# [Task requirements]
Copy all lines below exactly as written. Leave pictures out.

════════════════

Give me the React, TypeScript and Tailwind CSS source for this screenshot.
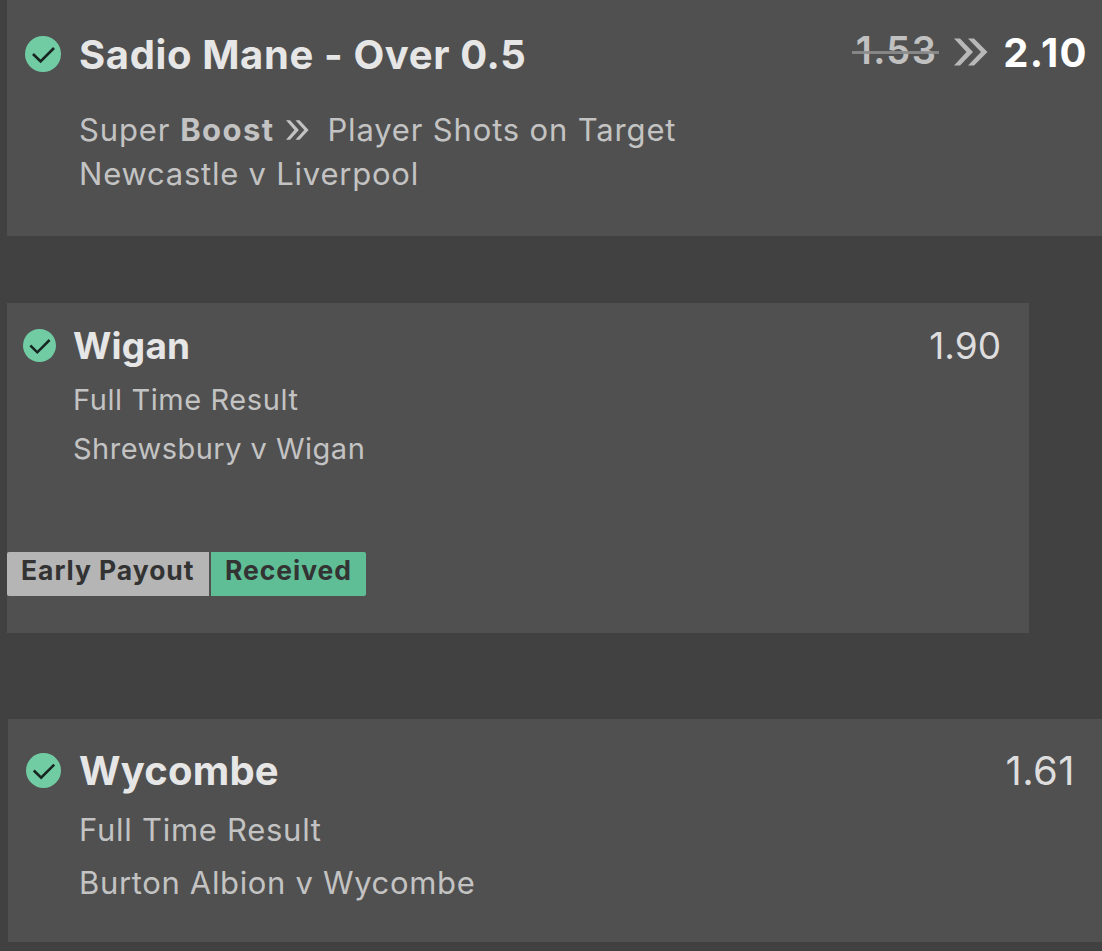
import type { ReactNode } from 'react';

const CheckBadge = ({ className }: { className: string }) => (
  <svg viewBox="0 0 36 36" className={`shrink-0 ${className}`} fill="none">
    <circle cx="18" cy="18" r="18" fill="#71cca4" />
    <path d="M8 18l7.6 7.4L29 12" stroke="#172620" strokeWidth="2.7" />
  </svg>
);

// flat-cut double arrow
const Chevrons = ({ className }: { className: string }) => (
  <svg viewBox="0 0 34 28" className={`shrink-0 ${className}`} fill="currentColor" preserveAspectRatio="none">
    <path d="M0 0.5h6l13 13.5L6 27.5H0L12.5 14z" />
    <path d="M14 0.5h6L33.5 14 20 27.5H14L27 14z" />
  </svg>
);

const Line = ({ className, children }: { className: string; children: ReactNode }) => (
  <p className={`whitespace-nowrap text-[#c3c3c3] ${className}`}>{children}</p>
);

export default function App() {
  return (
    <div className="h-[951px] w-[1102px] overflow-hidden bg-[#414141] pl-[7px] font-['Inter',sans-serif]">
      <section className="h-[236px] bg-[#505050] pt-[31px] pl-[18px]">
        <div className="flex h-[46px] items-center pr-[14px]">
          <CheckBadge className="h-9 w-9" />
          <h2 className="ml-[18px] pt-[2px] whitespace-nowrap text-[40px] font-bold tracking-[0.62px] text-[#e6e6e6]">Sadio Mane - Over 0.5</h2>
          <span className="relative ml-auto px-[4px] pb-[8px] text-[38px] leading-[38px] font-semibold tracking-[1.4px] text-[#c0c0c0]">
            1.53
            <span className="absolute top-[20px] left-0 h-[3px] w-[87px] bg-[#8c8c8c]/90" />
          </span>
          <Chevrons className="mr-[15px] mb-[4px] ml-[13px] h-[28px] w-[34px] text-[#b8b8b8]" />
          <span className="pb-[3px] text-[40px] leading-[40px] font-bold tracking-[1.4px] text-white">2.10</span>
        </div>
        <div className="mt-[31px] ml-[54px]">
          <Line className="flex h-[44px] items-center text-[31px] tracking-[0.84px]">
            Super <b className="ml-[10px] tracking-[1.4px]">Boost</b>
            <Chevrons className="mr-[18px] ml-[12px] h-[20px] w-[23px]" />
            Player Shots on Target
          </Line>
          <Line className="h-[44px] text-[31px] leading-[44px] tracking-[0.77px]">Newcastle v Liverpool</Line>
        </div>
      </section>

      <section className="mt-[67px] h-[330px] w-[1022px] bg-[#505050] pt-[19px]">
        <div className="flex h-[46px] items-center pr-[28px] pl-[16px]">
          <CheckBadge className="h-[33px] w-[33px]" />
          <h2 className="ml-[17px] pt-[2px] text-[37px] font-bold tracking-[0.2px] text-[#e6e6e6]">Wigan</h2>
          <span className="ml-auto pt-[2px] text-[37px] text-[#dddddd]">1.90</span>
        </div>
        <div className="mt-[7px] ml-[66px]">
          <Line className="text-[29px] leading-[49px] tracking-[0.58px]">Full Time Result</Line>
          <Line className="text-[29px] leading-[49px] tracking-[0.48px]">Shrewsbury v Wigan</Line>
        </div>
        <div className="mt-[79px] flex h-[44px] gap-[2px] whitespace-nowrap text-[26.5px] leading-[37px] font-bold tracking-[0.95px] text-[#333333]">
          <span className="w-[202px] rounded-l-[2px] bg-[#b5b5b5] pl-[14px]">Early Payout</span>
          <span className="w-[155px] rounded-r-[2px] bg-[#5fbe95] pl-[14px]">Received</span>
        </div>
      </section>

      <section className="mt-[86px] ml-px h-[223px] bg-[#505050] pt-[28px]">
        <div className="flex h-[46px] items-center pr-[27px] pl-[18px]">
          <CheckBadge className="h-[35px] w-[35px]" />
          <h2 className="ml-[18px] pt-[2px] text-[40px] font-bold tracking-[0.2px] text-[#e6e6e6]">Wycombe</h2>
          <span className="ml-auto pt-[2px] text-[40px] tracking-[0.4px] text-[#dddddd]">1.61</span>
        </div>
        <div className="mt-[10px] ml-[71px]">
          <Line className="text-[31px] leading-[53px] tracking-[0.72px]">Full Time Result</Line>
          <Line className="text-[31px] leading-[53px] tracking-[0.66px]">Burton Albion v Wycombe</Line>
        </div>
      </section>
    </div>
  );
}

════════════════

# [Task solution]
Give me the React, TypeScript and Tailwind CSS source for this screenshot.
import type { ReactNode } from 'react';

const CheckBadge = ({ className }: { className: string }) => (
  <svg viewBox="0 0 36 36" className={`shrink-0 ${className}`} fill="none">
    <circle cx="18" cy="18" r="18" fill="#71cca4" />
    <path d="M8 18l7.6 7.4L29 12" stroke="#172620" strokeWidth="2.7" />
  </svg>
);

// flat-cut double arrow
const Chevrons = ({ className }: { className: string }) => (
  <svg viewBox="0 0 34 28" className={`shrink-0 ${className}`} fill="currentColor" preserveAspectRatio="none">
    <path d="M0 0.5h6l13 13.5L6 27.5H0L12.5 14z" />
    <path d="M14 0.5h6L33.5 14 20 27.5H14L27 14z" />
  </svg>
);

const Line = ({ className, children }: { className: string; children: ReactNode }) => (
  <p className={`whitespace-nowrap text-[#c3c3c3] ${className}`}>{children}</p>
);

export default function App() {
  return (
    <div className="h-[951px] w-[1102px] overflow-hidden bg-[#414141] pl-[7px] font-['Inter',sans-serif]">
      <section className="h-[236px] bg-[#505050] pt-[31px] pl-[18px]">
        <div className="flex h-[46px] items-center pr-[14px]">
          <CheckBadge className="h-9 w-9" />
          <h2 className="ml-[18px] pt-[2px] whitespace-nowrap text-[40px] font-bold tracking-[0.62px] text-[#e6e6e6]">Sadio Mane - Over 0.5</h2>
          <span className="relative ml-auto px-[4px] pb-[8px] text-[38px] leading-[38px] font-semibold tracking-[1.4px] text-[#c0c0c0]">
            1.53
            <span className="absolute top-[20px] left-0 h-[3px] w-[87px] bg-[#8c8c8c]/90" />
          </span>
          <Chevrons className="mr-[15px] mb-[4px] ml-[13px] h-[28px] w-[34px] text-[#b8b8b8]" />
          <span className="pb-[3px] text-[40px] leading-[40px] font-bold tracking-[1.4px] text-white">2.10</span>
        </div>
        <div className="mt-[31px] ml-[54px]">
          <Line className="flex h-[44px] items-center text-[31px] tracking-[0.84px]">
            Super <b className="ml-[10px] tracking-[1.4px]">Boost</b>
            <Chevrons className="mr-[18px] ml-[12px] h-[20px] w-[23px]" />
            Player Shots on Target
          </Line>
          <Line className="h-[44px] text-[31px] leading-[44px] tracking-[0.77px]">Newcastle v Liverpool</Line>
        </div>
      </section>

      <section className="mt-[67px] h-[330px] w-[1022px] bg-[#505050] pt-[19px]">
        <div className="flex h-[46px] items-center pr-[28px] pl-[16px]">
          <CheckBadge className="h-[33px] w-[33px]" />
          <h2 className="ml-[17px] pt-[2px] text-[37px] font-bold tracking-[0.2px] text-[#e6e6e6]">Wigan</h2>
          <span className="ml-auto pt-[2px] text-[37px] text-[#dddddd]">1.90</span>
        </div>
        <div className="mt-[7px] ml-[66px]">
          <Line className="text-[29px] leading-[49px] tracking-[0.58px]">Full Time Result</Line>
          <Line className="text-[29px] leading-[49px] tracking-[0.48px]">Shrewsbury v Wigan</Line>
        </div>
        <div className="mt-[79px] flex h-[44px] gap-[2px] whitespace-nowrap text-[26.5px] leading-[37px] font-bold tracking-[0.95px] text-[#333333]">
          <span className="w-[202px] rounded-l-[2px] bg-[#b5b5b5] pl-[14px]">Early Payout</span>
          <span className="w-[155px] rounded-r-[2px] bg-[#5fbe95] pl-[14px]">Received</span>
        </div>
      </section>

      <section className="mt-[86px] ml-px h-[223px] bg-[#505050] pt-[28px]">
        <div className="flex h-[46px] items-center pr-[27px] pl-[18px]">
          <CheckBadge className="h-[35px] w-[35px]" />
          <h2 className="ml-[18px] pt-[2px] text-[40px] font-bold tracking-[0.2px] text-[#e6e6e6]">Wycombe</h2>
          <span className="ml-auto pt-[2px] text-[40px] tracking-[0.4px] text-[#dddddd]">1.61</span>
        </div>
        <div className="mt-[10px] ml-[71px]">
          <Line className="text-[31px] leading-[53px] tracking-[0.72px]">Full Time Result</Line>
          <Line className="text-[31px] leading-[53px] tracking-[0.66px]">Burton Albion v Wycombe</Line>
        </div>
      </section>
    </div>
  );
}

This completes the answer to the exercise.